• Written exercise: Take the lines from the beginning of the material through the line containing "type Point = [number, number];" and retype them exactly, leaving the pictures out.
----------------------------------------
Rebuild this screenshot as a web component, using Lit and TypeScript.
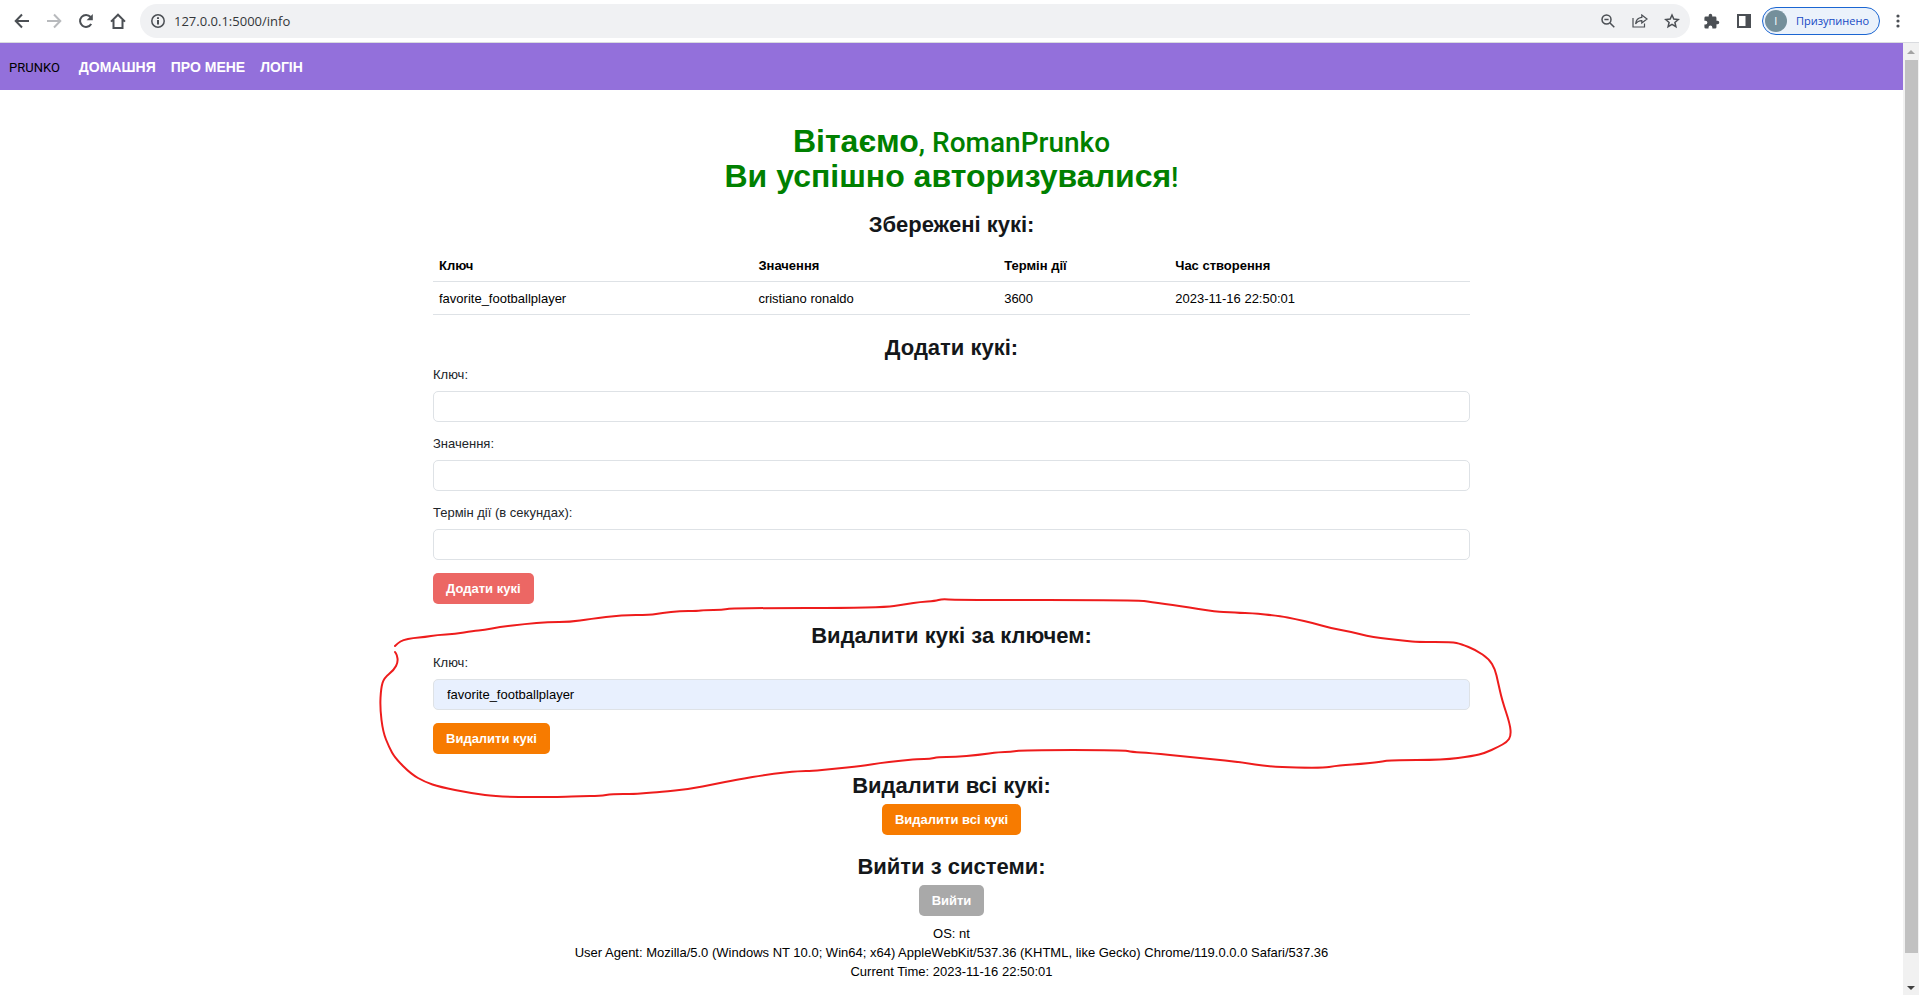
import { LitElement, html, css, svg } from "lit";
import { customElement, property } from "lit/decorators.js";

type Point = [number, number];

/* Joins the points with quadratic curves through their midpoints. */
function smoothPath(points: Point[]): string {
  let d = `M${points[0][0]} ${points[0][1]}`;
  for (let i = 1; i < points.length - 1; i++) {
    const [x, y] = points[i];
    const [nx, ny] = points[i + 1];
    d += `Q${x} ${y} ${(x + nx) / 2} ${(y + ny) / 2}`;
  }
  const last = points[points.length - 1];
  return `${d}L${last[0]} ${last[1]}`;
}

const MARKER: Point[] = [
  [395, 646], [398, 643], [403, 640], [413, 638], [425, 637], [437, 635], [455, 634],
  [473, 631], [484, 630], [500, 627], [525, 624], [548, 622], [570, 622], [590, 619],
  [622, 615], [650, 615], [662, 613], [680, 611], [697, 611], [705, 610], [722, 610],
  [733, 608], [881, 608], [907, 604], [920, 602], [935, 601], [942, 599], [955, 600],
  [1138, 600], [1150, 602], [1180, 606], [1217, 612], [1230, 612], [1240, 613],
  [1250, 613], [1280, 616], [1295, 619], [1313, 623], [1330, 628], [1352, 632],
  [1367, 636], [1380, 638], [1398, 640], [1407, 641], [1417, 642], [1452, 642],
  [1461, 644], [1476, 650], [1489, 659], [1495, 669], [1498, 682], [1502, 700],
  [1510, 724], [1511, 736], [1507, 742], [1498, 747], [1485, 753], [1473, 756],
  [1443, 760], [1390, 760], [1380, 762], [1360, 764], [1345, 765], [1335, 766],
  [1323, 768], [1270, 767], [1240, 762], [1210, 759], [1190, 757], [1150, 753],
  [1132, 752], [1123, 750], [1023, 750], [1010, 752], [1000, 752], [978, 755],
  [955, 757], [938, 757], [930, 759], [918, 759], [898, 761], [880, 763], [862, 766],
  [832, 769], [812, 771], [800, 771], [770, 774], [735, 780], [715, 784], [690, 789],
  [660, 792], [646, 793], [635, 794], [612, 794], [600, 796], [580, 796], [563, 797],
  [500, 797], [470, 793], [440, 787], [425, 782], [411, 774], [395, 758], [389, 747],
  [383, 732], [380, 708], [381, 688], [384, 678], [394, 670], [398, 662], [397, 655],
  [395, 652],
];

@customElement("browser-toolbar")
class BrowserToolbar extends LitElement {
  static styles = css`
    :host {
      display: flex;
      align-items: center;
      box-sizing: border-box;
      height: 43px;
      padding: 0 5px 0 6px;
      background: #fff;
      border-bottom: 1px solid #d9dbdf;
      font-family: "Open Sans", "Noto Sans", sans-serif;
      color: #202124;
    }
    button {
      display: flex;
      align-items: center;
      justify-content: center;
      flex: none;
      width: 32px;
      height: 32px;
      padding: 0;
      border: 0;
      background: none;
      color: #4b4f54;
    }
    svg {
      display: block;
      fill: none;
      stroke: currentColor;
      stroke-width: 2;
    }
    .faded {
      color: #b8babd;
    }
    .solid {
      fill: currentColor;
      stroke: none;
    }
    .thin {
      stroke-width: 1.5;
    }
    .fine {
      stroke-width: 1.2;
    }
    .omnibox {
      display: flex;
      align-items: center;
      flex: 1;
      height: 34px;
      margin: 0 6px;
      padding: 0 2px;
      border-radius: 17px;
      background: #f0f1f3;
    }
    .address {
      display: flex;
      flex: 1;
    }
    .address input {
      width: 100%;
      padding: 0;
      border: 0;
      outline: 0;
      background: none;
      color: #33363a;
      font: 13px/20px "Open Sans", "Noto Sans", sans-serif;
    }
    .chip {
      width: auto;
      height: 28px;
      margin: 0 2px;
      padding: 0 10px 0 2px;
      gap: 9px;
      border: 1px solid #1b66d2;
      border-radius: 14px;
      background: #ebf2fb;
      color: #1349c4;
      font: 11px/16px "Open Sans", "Noto Sans", sans-serif;
    }
    .avatar {
      width: 22px;
      height: 22px;
      border-radius: 11px;
      background: #748f9b;
      color: #fff;
      line-height: 22px;
      text-align: center;
    }
  `;

  render() {
    return html`
      <button aria-label="Назад">
        <svg width="16" height="16" viewBox="0 0 16 16"><path d="M15 8H2M8 1.5 1.7 8 8 14.5" /></svg>
      </button>
      <button class="faded" aria-label="Вперед">
        <svg width="16" height="16" viewBox="0 0 16 16"><path d="M1 8h13M8 1.5 14.3 8 8 14.5" /></svg>
      </button>
      <button aria-label="Оновити">
        <svg width="16" height="16" viewBox="0 0 16 16">
          <path d="M13.2 11A6 6 0 1 1 12.6 4" /><path class="solid" d="M14.8 1v6.2H8.6z" />
        </svg>
      </button>
      <button aria-label="Домашня сторінка">
        <svg width="16" height="16" viewBox="0 0 16 16"><path d="M1 8.6 8 1.7l7 6.9M3.5 7v8h9V7" /></svg>
      </button>
      <div class="omnibox">
        <button aria-label="Інформація про сайт">
          <svg width="14" height="14" viewBox="0 0 14 14">
            <circle class="thin" cx="7" cy="7" r="6.2" /><path d="M7 6v4.5M7 3.2v1.7" />
          </svg>
        </button>
        <div class="address"><input aria-label="Адреса" value="127.0.0.1:5000/info" /></div>
        <button aria-label="Масштаб">
          <svg class="thin" width="14" height="14" viewBox="0 0 14 14">
            <circle cx="5.5" cy="5.5" r="4.5" /><path d="m9 9 4.3 4.3M3.4 5.5h4.2" />
          </svg>
        </button>
        <button aria-label="Поділитися">
          <svg class="fine" width="16" height="14" viewBox="0 0 16 14">
            <path d="M1 4v9h11.500V9.500" />
            <path d="M9.800 1 15 5l-5.200 4V6.600C6.800 6.600 5 7.800 3.600 10 4 6 6 3.800 9.800 3.400z" />
          </svg>
        </button>
        <button aria-label="Додати закладку">
          <svg class="thin" width="16" height="16" viewBox="0 0 16 16">
            <path d="m8 2 1.800 4.100 4.400.400-3.300 2.900 1 4.300L8 11.400l-3.900 2.300 1-4.300-3.300-2.900 4.400-.4z" />
          </svg>
        </button>
      </div>
      <button aria-label="Розширення">
        <svg class="solid" width="17" height="17" viewBox="0 0 24 24">
          <path d="M20.500 11H19V7a2 2 0 0 0-2-2h-4V3.500a2.500 2.500 0 0 0-5 0V5H4a2 2 0 0 0-2 2v3.800h1.500a2.700 2.700 0 0 1 0 5.400H2V20a2 2 0 0 0 2 2h3.800v-1.500a2.700 2.700 0 0 1 5.400 0V22H17a2 2 0 0 0 2-2v-4h1.500a2.500 2.500 0 0 0 0-5z" />
        </svg>
      </button>
      <button aria-label="Бічна панель">
        <svg class="solid" width="14" height="14" viewBox="0 0 14 14">
          <path fill-rule="evenodd" d="M0 0h14v14H0zM2 2v10h6.500V2z" />
        </svg>
      </button>
      <button class="chip"><span class="avatar">I</span>Призупинено</button>
      <button aria-label="Меню">
        <svg class="solid" width="4" height="14" viewBox="0 0 4 14">
          <circle cx="2" cy="2" r="1.600" /><circle cx="2" cy="7" r="1.600" /><circle cx="2" cy="12" r="1.600" />
        </svg>
      </button>
    `;
  }
}

@customElement("text-field")
class TextField extends LitElement {
  @property() label = "";
  @property() value = "";
  @property({ type: Boolean, reflect: true }) filled = false;

  static styles = css`
    :host {
      display: block;
      font: 13px/19px "Liberation Sans", Arial, sans-serif;
      color: #212529;
    }
    label {
      display: block;
      margin-bottom: 7px;
    }
    input {
      display: block;
      box-sizing: border-box;
      width: 100%;
      height: 31px;
      padding: 0 13px;
      border: 1px solid #dee2e6;
      border-radius: 5px;
      background: #fff;
      color: #000;
      font: inherit;
    }
    :host([filled]) input {
      background: #e8f0fe;
    }
  `;

  render() {
    return html`
      <label for="field">${this.label}</label>
      <input id="field" type="text" .value=${this.value} />
    `;
  }
}

@customElement("app-root")
class AppRoot extends LitElement {
  static styles = css`
    :host {
      display: flex;
      flex-direction: column;
      min-height: 100vh;
      background: #fff;
      color: #000;
      font: 13px/19px "Liberation Sans", Arial, sans-serif;
    }
    .window {
      display: flex;
      flex: 1;
    }
    .page {
      flex: 1;
      min-width: 0;
    }
    nav {
      display: flex;
      align-items: center;
      box-sizing: border-box;
      height: 47px;
      padding: 2px 9px 0;
      gap: 15px;
      background: #9370db;
    }
    nav a {
      color: #fff;
      font-size: 14px;
      font-weight: 700;
      text-decoration: none;
    }
    nav .brand {
      margin-right: 4px;
      color: #000;
      font-family: Roboto, "Liberation Sans", sans-serif;
      font-size: 13px;
      font-weight: 400;
    }
    main {
      max-width: 1037px;
      margin: 0 auto;
      padding: 34px 0 14px;
    }
    h1,
    h2 {
      margin: 0;
      text-align: center;
      font-weight: 700;
    }
    h1 {
      margin-bottom: 18px;
      color: #008000;
      font-size: 32px;
      line-height: 35px;
    }
    .name {
      font-family: Roboto, "Liberation Sans", sans-serif;
      font-size: 28px;
      font-weight: 500;
      line-height: 28px;
    }
    h2 {
      color: #14171a;
      font-size: 22px;
      line-height: 25px;
    }
    table {
      width: 100%;
      margin: 12px 0 20px;
      border-collapse: collapse;
      table-layout: fixed;
    }
    th,
    td {
      padding: 7px 6px 6px;
      border-bottom: 1px solid #dee2e6;
      text-align: left;
    }
    .key {
      width: 30.8%;
    }
    .value {
      width: 23.7%;
    }
    .term {
      width: 16.5%;
    }
    form {
      position: relative;
      display: flex;
      flex-direction: column;
      align-items: flex-start;
      gap: 12px;
      margin: 5px 0 19px;
    }
    text-field {
      width: 100%;
    }
    .action {
      align-items: center;
      margin-top: 6px;
    }
    button {
      height: 31px;
      padding: 0 13px;
      border: 0;
      border-radius: 5px;
      color: #fff;
      font: 700 13px/19px "Liberation Sans", Arial, sans-serif;
    }
    text-field + button {
      margin-top: 1px;
    }
    .add {
      background: #ec6764;
    }
    .delete {
      background: #f77b00;
    }
    .exit {
      background: #a9a9a9;
    }
    .marker {
      position: absolute;
      left: 50%;
      top: -63px;
      width: 1150px;
      height: 220px;
      margin-left: -582px;
      fill: none;
      stroke: #ee1c1c;
      stroke-width: 2;
      stroke-linecap: round;
      pointer-events: none;
    }
    footer {
      margin-top: -11px;
      text-align: center;
    }
    p {
      margin: 0;
    }
    .scrollbar {
      display: flex;
      flex-direction: column;
      align-items: center;
      width: 16px;
      background: #f1f1f1;
    }
    .scrollbar svg {
      display: block;
      flex: none;
    }
    .thumb {
      flex: 893;
      width: 13px;
      background: #c1c1c1;
    }
    .track {
      flex: 25;
    }
  `;

  render() {
    return html`
      <browser-toolbar></browser-toolbar>
      <div class="window">
        <div class="page">
          <nav>
            <a class="brand" href="#">PRUNKO</a>
            <a href="#home">ДОМАШНЯ</a>
            <a href="#about">ПРО МЕНЕ</a>
            <a href="#login">ЛОГІН</a>
          </nav>
          <main>
            <h1>Вітаємо<span class="name">, RomanPrunko</span><br />Ви успішно авторизувалися<span class="name">!</span></h1>
            <h2>Збережені кукі:</h2>
            <table>
              <colgroup>
                <col class="key" />
                <col class="value" />
                <col class="term" />
                <col />
              </colgroup>
              <thead>
                <tr>
                  <th>Ключ</th>
                  <th>Значення</th>
                  <th>Термін дії</th>
                  <th>Час створення</th>
                </tr>
              </thead>
              <tbody>
                <tr>
                  <td>favorite_footballplayer</td>
                  <td>cristiano ronaldo</td>
                  <td>3600</td>
                  <td>2023-11-16 22:50:01</td>
                </tr>
              </tbody>
            </table>
            <h2>Додати кукі:</h2>
            <form>
              <text-field label="Ключ:"></text-field>
              <text-field label="Значення:"></text-field>
              <text-field label="Термін дії (в секундах):"></text-field>
              <button type="button" class="add">Додати кукі</button>
            </form>
            <h2>Видалити кукі за ключем:</h2>
            <form>
              <text-field label="Ключ:" value="favorite_footballplayer" filled></text-field>
              <button type="button" class="delete">Видалити кукі</button>
              <svg class="marker" viewBox="370 590 1150 220" aria-hidden="true">
                ${svg`<path d=${smoothPath(MARKER)} />`}
              </svg>
            </form>
            <h2>Видалити всі кукі:</h2>
            <form class="action">
              <button type="button" class="delete">Видалити всі кукі</button>
            </form>
            <h2>Вийти з системи:</h2>
            <form class="action">
              <button type="button" class="exit">Вийти</button>
            </form>
            <footer>
              <p>OS: nt</p>
              <p>User Agent: Mozilla/5.0 (Windows NT 10.0; Win64; x64) AppleWebKit/537.36 (KHTML, like Gecko) Chrome/119.0.0.0 Safari/537.36</p>
              <p>Current Time: 2023-11-16 22:50:01</p>
            </footer>
          </main>
        </div>
        <div class="scrollbar" aria-hidden="true">
          <svg width="16" height="17" viewBox="0 0 16 17"><path fill="#a3a3a3" d="m8 7 4 4H4z" /></svg>
          <div class="thumb"></div>
          <div class="track"></div>
          <svg width="16" height="17" viewBox="0 0 16 17"><path fill="#404040" d="m8 12 4-4H4z" /></svg>
        </div>
      </div>
    `;
  }
}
----------------------------------------
• Correct output:
Rebuild this screenshot as a web component, using Lit and TypeScript.
import { LitElement, html, css, svg } from "lit";
import { customElement, property } from "lit/decorators.js";

type Point = [number, number];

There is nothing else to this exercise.